In Fokidis’ curatorial statement, she emphasizes the importance of Mahama’s installation being in Nashville, in the American South, and in particular at Fisk. “It offers a possibility to build fresh networks based on empathy and resonance, and together provides a site from which to discuss anew the entanglement of colonialism and systemic racism.”
Says Campos-Pons in her remarks: “It was here a century ago [that] W.E.B. Du Bois dreamed about getting together information about the Black diaspora, and from here to Ghana, to start in that work. And he died there. So we are doing what we call interplanetary circularity. Bringing Ibrahim Mahama, the son of Ghana soil, to Fisk, is completing the circle of proximity and care.”
In the days leading up to the installation, students and volunteers from all over Nashville gathered on the lawn outside the Little Theatre, stitching the sacks together with various materials — from yarn to twine to tree bark.

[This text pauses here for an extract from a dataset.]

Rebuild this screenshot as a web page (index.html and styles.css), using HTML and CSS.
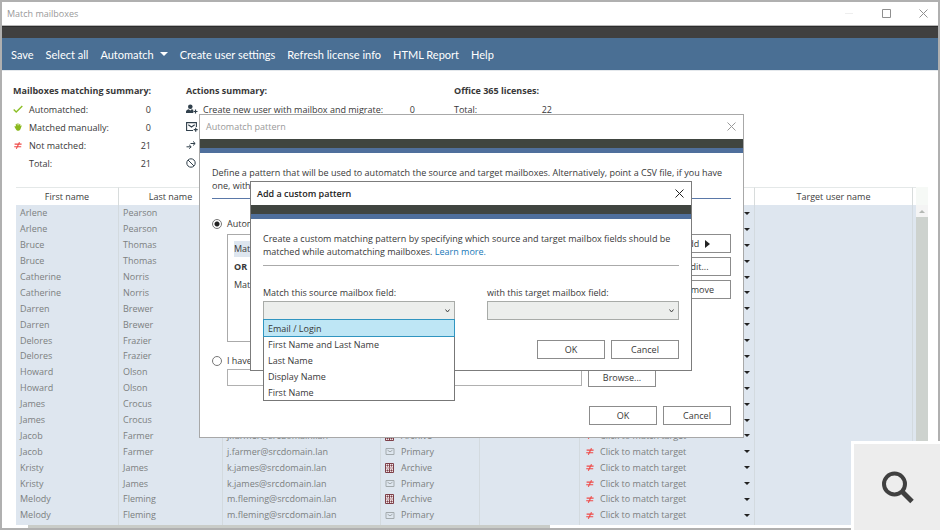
FILE: index.html
```html
<!DOCTYPE html>
<html lang="en">
<head>
<meta charset="utf-8">
<title>Match mailboxes</title>
<link rel="stylesheet" href="styles.css">
</head>
<body>
<svg class="defs" aria-hidden="true">
  <symbol id="i-check" viewBox="0 0 10 8"><path d="M.7 4.6 3.2 7 9.3 1" fill="none" stroke="#8cbf26" stroke-width="1.4"/></symbol>
  <symbol id="i-hand" viewBox="0 0 8 8"><path d="M.3 3.6 1.6 3 2 4.2 1.7 1.1l.9-.3.6 2L3.5.3h.9l.3 2.4L5.6.8l.8.4-.3 2 .9-.9.7.5-.9 2.5C6.400 6.900 5.700 7.800 4.500 7.800 3.100 7.800 2.500 7.300 2 6.400z" fill="#8ab81c"/></symbol>
  <symbol id="i-neq" viewBox="0 0 8 7"><path d="M.6 2.100H7.600M.2 4.700H7.200M5.500.2 2.300 6.800" fill="none" stroke="#ee4a48" stroke-width="1.100"/></symbol>
  <symbol id="i-user" viewBox="0 0 12 10"><circle cx="4.300" cy="2.800" r="2.300" fill="#31404c"/><path d="M0 9V7.600C0 6 1.600 5.500 2.800 5.200L4.300 6.600 5.800 5.200 7.300 5.800V9z" fill="#31404c"/><path d="M9.500 5.500v4M7.500 7.500h4" stroke="#31404c" stroke-width="1.200"/></symbol>
  <symbol id="i-mailplus" viewBox="0 0 12 10"><path d="M7 8.500H.6V.6H10.400V5M2.300 2.700 5.500 5 8.700 2.700" fill="none" stroke="#31404c" stroke-width="1.100"/><path d="M9.700 5.700v4M7.700 7.700h4" stroke="#31404c" stroke-width="1.200"/></symbol>
  <symbol id="i-arrows" viewBox="0 0 10 8"><path d="M4.500 2.500H9M7 .4 9.200 2.500 7 4.500M.5 5.800H5M3.200 3.900 5.200 5.800 3.200 7.700" fill="none" stroke="#31404c"/></symbol>
  <symbol id="i-ban" viewBox="0 0 10 10"><circle cx="5" cy="5" r="4.200" fill="none" stroke="#31404c"/><path d="M2 2 8 8" stroke="#31404c"/></symbol>
  <symbol id="i-mail" viewBox="0 0 9 7"><path d="M.5.5h8v6h-8zM2 2.200 4.500 3.800 7 2.200" fill="none" stroke="#a3aaad"/></symbol>
  <symbol id="i-archive" viewBox="0 0 10 10"><path d="M.5.500h8v9h-8zM4.500 1v8" fill="#f0e4e6" stroke="#7d3f48"/><path d="M1 5h7" stroke="#b58a90"/><path d="M1.500 2.500h2M5.500 2.500h2M1.500 7.500h2M5.500 7.500h2M2.500 1.500v2M6.500 1.500v2M2.500 6.500v2M6.500 6.500v2" stroke="#7d3f48"/></symbol>
  <symbol id="i-folder" viewBox="0 0 12 10"><path d="M0 .5h5l1 1.200h6V10H0z" fill="#ecc067"/></symbol>
  <symbol id="i-down" viewBox="0 0 6 3"><path d="M0 0h6L3 3z" fill="currentColor"/></symbol>
  <symbol id="i-close" viewBox="0 0 9 9"><path d="M.5.5l8 8M8.500.5l-8 8" stroke="currentColor" fill="none"/></symbol>
</svg>

<main class="window">
  <header class="titlebar">
    <h1>Match mailboxes</h1>
    <div class="controls">
      <button aria-label="Minimize" class="faint"><svg width="9" height="9"><path d="M0 4.500h8" stroke="currentColor"/></svg></button>
      <button aria-label="Maximize"><svg width="9" height="9"><path d="M.5.5h8v8h-8z" fill="none" stroke="currentColor"/></svg></button>
      <button aria-label="Close"><svg width="9" height="9"><use href="#i-close"/></svg></button>
    </div>
  </header>
  <div class="band"></div>
  <nav class="toolbar">
    <button>Save</button>
    <button>Select all</button>
    <button>Automatch <svg width="8" height="4"><use href="#i-down"/></svg></button>
    <button>Create user settings</button>
    <button>Refresh license info</button>
    <button>HTML Report</button>
    <button>Help</button>
  </nav>

  <div class="summaries">
    <section class="summary matching">
      <h2>Mailboxes matching summary:</h2>
      <dl>
        <div><dt><svg width="10" height="8"><use href="#i-check"/></svg>Automatched:</dt><dd>0</dd></div>
        <div><dt><svg width="10" height="8"><use href="#i-hand"/></svg>Matched manually:</dt><dd>0</dd></div>
        <div><dt><svg width="10" height="7"><use href="#i-neq"/></svg>Not matched:</dt><dd>21</dd></div>
        <div><dt><svg width="10" height="8"></svg>Total:</dt><dd>21</dd></div>
      </dl>
    </section>
    <section class="summary actions">
      <h2>Actions summary:</h2>
      <dl>
        <div><dt><svg width="12" height="10"><use href="#i-user"/></svg>Create new user with mailbox and migrate:</dt><dd>0</dd></div>
        <div><dt><svg width="12" height="10"><use href="#i-mailplus"/></svg></dt></div>
        <div><dt><svg width="10" height="8"><use href="#i-arrows"/></svg></dt></div>
        <div><dt><svg width="10" height="10"><use href="#i-ban"/></svg></dt></div>
      </dl>
    </section>
    <section class="summary licenses">
      <h2>Office 365 licenses:</h2>
      <dl><div><dt>Total:</dt><dd>22</dd></div></dl>
    </section>
  </div>

  <div class="grid">
    <div class="viewport">
      <table>
        <colgroup><col class="c1"><col class="c2"><col class="c3"><col class="c4"><col class="c5"><col class="c6"><col class="c7"><col class="c8"></colgroup>
        <thead><tr><th>First name</th><th>Last name</th><th></th><th></th><th></th><th></th><th>Target user name</th><th></th></tr></thead>
        <tbody id="rows"></tbody>
      </table>
    </div>
    <div class="vscroll"><button aria-label="Scroll up"><svg width="6" height="3"><path d="M0 3h6L3 0z" fill="#b4b8b4"/></svg></button></div>
  </div>
  <div class="hscroll"></div>
</main>

<section class="dialog pattern" role="dialog" aria-labelledby="t1">
  <header><h2 id="t1">Automatch pattern</h2><button aria-label="Close"><svg width="9" height="9"><use href="#i-close"/></svg></button></header>
  <div class="strip"></div>
  <div class="content">
    <p>Define a pattern that will be used to automatch the source and target mailboxes. Alternatively, point a CSV file, if you have one, with the mailboxes already matched in the list.</p>
    <hr>
    <label class="choice"><input type="radio" name="mode" checked>Automatch</label>
    <div class="patterns">
      <ul class="list"><li class="on">Match</li><li class="or">OR</li><li>Match</li></ul>
      <div class="side">
        <button class="btn">Add <svg width="6" height="8"><path d="M0 0v8l5-4z" fill="#222"/></svg></button>
        <button class="btn">Edit...</button>
        <button class="btn">Remove</button>
      </div>
    </div>
    <label class="choice"><input type="radio" name="mode">I have</label>
    <div class="file"><input type="text" aria-label="CSV file"><button class="btn">Browse...</button></div>
    <footer><button class="btn">OK</button><button class="btn">Cancel</button></footer>
  </div>
</section>

<section class="dialog custom" role="dialog" aria-labelledby="t2">
  <header><h2 id="t2">Add a custom pattern</h2><button aria-label="Close"><svg width="9" height="9"><use href="#i-close"/></svg></button></header>
  <div class="strip"></div>
  <div class="content">
    <p>Create a custom matching pattern by specifying which source and target mailbox fields should be matched while automatching mailboxes. <a href="#">Learn more.</a></p>
    <hr>
    <div class="fields">
      <div class="field">
        <label for="src">Match this source mailbox field:</label>
        <select id="src"></select>
        <ul class="menu" role="listbox">
          <li class="on" role="option">Email / Login</li>
          <li role="option">First Name and Last Name</li>
          <li role="option">Last Name</li>
          <li role="option">Display Name</li>
          <li role="option">First Name</li>
        </ul>
      </div>
      <div class="field">
        <label for="dst">with this target mailbox field:</label>
        <select id="dst"></select>
      </div>
    </div>
    <footer><button class="btn">OK</button><button class="btn">Cancel</button></footer>
  </div>
</section>

<button class="magnify" aria-label="Zoom"><svg width="34" height="34" viewBox="0 0 34 34"><circle cx="14.500" cy="14" r="10.500" fill="none" stroke="#404040" stroke-width="4"/><path d="M22 21.500 32 31.500" stroke="#404040" stroke-width="5"/></svg></button>
<script src="rows.js"></script>
</body>
</html>
```
FILE: rows.js
```js
const people = [
  ["Arlene", "Pearson"], ["Bruce", "Thomas"], ["Catherine", "Norris"],
  ["Darren", "Brewer"], ["Delores", "Frazier"], ["Howard", "Olson"],
  ["James", "Crocus"], ["Jacob", "Farmer"], ["Kristy", "James"], ["Melody", "Fleming"]
];
const icon = (name, w, h) => `<svg width="${w}" height="${h}"><use href="#i-${name}"/></svg>`;
const row = (first, last, mail, type, match) =>
  `<tr><td>${first}</td><td>${last}</td><td>${mail}</td><td><div class="cell">${type}</div></td><td></td><td><div class="cell">${match}</div></td><td></td><td></td></tr>`;
const match = `${icon("neq", 8, 7)}<span>Click to match target</span>${icon("down", 6, 3)}`;
let html = "";
for (const [first, last] of people) {
  const mail = `${first[0]}.${last}@srcdomain.lan`.toLowerCase();
  html += row(first, last, mail, `${icon("archive", 10, 10)}<span>Archive</span>`, match);
  html += row(first, last, mail, `${icon("mail", 10, 7)}<span>Primary</span>`, match);
}
html += row("", "", "", icon("folder", 12, 10), "");
document.getElementById("rows").innerHTML = html;
```
FILE: styles.css
```css
* { box-sizing: border-box; }
body { margin: 0; font: 9px/13px "Open Sans", "Noto Sans", sans-serif; color: #383838; background: #fff; }
h1, h2, p, dl, dd, ul { margin: 0; padding: 0; font-size: inherit; }
ul { list-style: none; }
button { font: inherit; color: inherit; background: none; border: 0; padding: 0; }
svg { display: block; flex: none; }
.defs { display: none; }

.window { height: 100vh; border: 2px solid #b0b0b0; display: flex; flex-direction: column; overflow: hidden; }
.titlebar { flex: none; height: 24px; padding: 0 10px 0 5px; display: flex; align-items: center; justify-content: space-between; border-bottom: 1px solid #b8b8b8; color: #999; }
.titlebar h1 { font-weight: 400; }
.controls { display: flex; gap: 28px; color: #8f8f8f; }
.controls .faint { color: #eee; }
.band { flex: none; height: 12px; background: #404040; border-top: 1px solid #2c2c2c; }
.toolbar { flex: none; height: 33px; padding: 0 9px; display: flex; align-items: center; gap: 12px; background: #4a6f94; border-bottom: 1px solid #e4e8ec; color: #fff; font-family: Lato, "Open Sans", sans-serif; font-size: 11px; white-space: nowrap; }
.toolbar button { display: flex; align-items: center; gap: 6px; }

.summaries { flex: none; display: flex; gap: 35px; padding: 11px; height: 116px; white-space: nowrap; }
.summary h2 { line-height: 18px; font-weight: 700; }
.summary dl > div { display: flex; justify-content: space-between; height: 18px; align-items: center; }
.summary dt { display: flex; align-items: center; gap: 6px; }
.matching { width: 138px; }
.actions { width: 233px; }
.actions dd { padding-right: 4px; }
.licenses { width: 98px; }
.summary.actions dt { gap: 5px; }

.grid { flex: 1; min-height: 0; margin: 0 10px 0 14px; display: flex; }
.viewport { flex: 1; overflow: hidden; background: #dee6ef; }
table { width: 100%; height: 352px; table-layout: fixed; border-collapse: separate; border-spacing: 0; color: #7c8080; line-height: 14px; }
th { height: 18px; padding: 0; background: #fff; border-right: 1px solid #d8dcdc; border-top: 1px solid #e4e8e8; color: #404040; font-weight: 400; }
td { height: 15px; padding: 1px 0 0 4px; border-right: 1px solid #d3dadf; white-space: nowrap; }
th:last-child, td:last-child { border-right: 0; }
.c1 { width: 103px; }
.c2 { width: 104px; }
.c3 { width: 158px; }
.c4 { width: 99px; }
.c5 { width: 100px; }
.c6 { width: 175px; }
.c8 { width: 3px; }
td:last-child { padding: 0; }
.cell { display: flex; align-items: center; gap: 6px; }
.cell > span { flex: 1; }
td:nth-child(6) .cell { padding: 0 4px 0 2px; }
td:nth-child(6) svg:last-child { color: #222; }
.vscroll { width: 12px; background: #cdd2ce; border-top: 18px solid #f6f9f6; }
.vscroll button { width: 12px; height: 12px; display: flex; align-items: center; justify-content: center; background: #f4f4f4; }
.hscroll { flex: none; height: 3px; margin-left: 26px; width: 522px; background: #c9ccc8; }

.dialog { position: absolute; background: #fff; border: 1px solid #a8a8a8; }
.dialog header { display: flex; justify-content: space-between; align-items: center; height: 24px; padding: 0 7px 2px 6px; }
.strip { height: 14px; background: #404540; border-bottom: 5px solid #4f6f9c; }
.dialog .content { padding: 13px 12px; }
.dialog hr { border: 0; border-top: 1px solid #aaa; margin: 0; }
.pattern { left: 199px; top: 114px; width: 545px; height: 324px; }
.pattern header { color: #999; }
.pattern header h2 { font-weight: 400; }
.pattern hr { border-color: #5a78a8; margin: 6px 0 18px; }
.btn { width: 68px; height: 19px; border: 1px solid #8c8c8c; background: #fff; display: flex; align-items: center; justify-content: center; gap: 6px; }
.choice { display: flex; align-items: center; gap: 5px; height: 13px; }
.choice input { appearance: none; width: 10px; height: 10px; margin: 0; border: 1px solid #777; border-radius: 50%; }
.choice input:checked { background: radial-gradient(circle, #222 2px, #fff 3px); }
.patterns { display: flex; justify-content: space-between; gap: 6px; margin: 4px 0 12px 15px; }
.list { flex: 1; height: 108px; padding: 6px; border: 1px solid #aaa; }
.list li { height: 16px; line-height: 16px; margin-bottom: 2px; }
.list .on { background: #dee6ef; }
.list .or { font-weight: 700; }
.side { display: flex; flex-direction: column; gap: 4px; }
.file { display: flex; gap: 6px; margin: 1px 75px 0 15px; align-items: center; }
.file input { flex: 1; height: 17px; border: 1px solid #b0b0b0; padding: 0 4px; font: inherit; }
.dialog footer { display: flex; justify-content: flex-end; gap: 6px; }
.pattern footer { margin-top: 19px; }

.custom { left: 250px; top: 181px; width: 442px; height: 190px; border-color: #7c7c7c; }
.custom header { height: 23px; padding-bottom: 0; color: #222; }
.custom header h2 { font-weight: 600; }
.custom hr { margin: 7px 0 20px; }
.custom a { color: #1878b8; text-decoration: none; }
.fields { display: flex; gap: 32px; }
.field { flex: 1; position: relative; }
.field label { display: block; height: 15px; }
.field select { display: block; width: 100%; height: 19px; border: 1px solid #a8aba8; background: #eceeec url("data:image/svg+xml,%3Csvg xmlns='http://www.w3.org/2000/svg' width='5' height='4'%3E%3Cpath d='M.5.5 2.500 3 4.500.5' fill='none' stroke='%23444'/%3E%3C/svg%3E") no-repeat right 4px center; appearance: none; border-radius: 0; font: inherit; }
.menu { position: absolute; top: 33px; left: 0; right: 0; background: #fff; border: 1px solid #777; z-index: 2; }
.menu li { height: 16px; line-height: 16px; padding: 1px 4px 0; }
.menu .on { background: #bee6f5; box-shadow: 0 0 0 1px #3095c0; }
.custom footer { margin-top: 20px; }

.magnify { position: absolute; right: 0; bottom: 0; width: 89px; height: 89px; background: #ededed; border: solid #fff; border-width: 3px 0 0 3px; display: flex; align-items: center; justify-content: center; color: #404040; }
```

They are well-worn, covered in dirt and sweat from Ghana, which mixed with dirt and sweat from Nashville. The labor involved in the installation is just as monumental — and just as meaningful — as the finished product. The conversations, negotiations and exchanges that students had with each other from their socially distanced spots on the grass are themselves a kind of mending.
“Knowledge too is a tool of healing,” Campos-Pons tell the Scene. “Knowledge too is a tool that allows us to think and observe and conclude and to move forward. There are many, many dark forces that make [it] difficult for us to accomplish great ideas, and there are many, many light forces that allow us to really fulfill our dreams.”
The unveiling comes on the heels of an exciting announcement from Fisk University Galleries. The department has been awarded a $500,000 grant from the Andrew W. Mellon Foundation, which will be used to improve infrastructure and support the conservation for the upcoming African Modernism in America, 1947-1967 exhibition in 2022.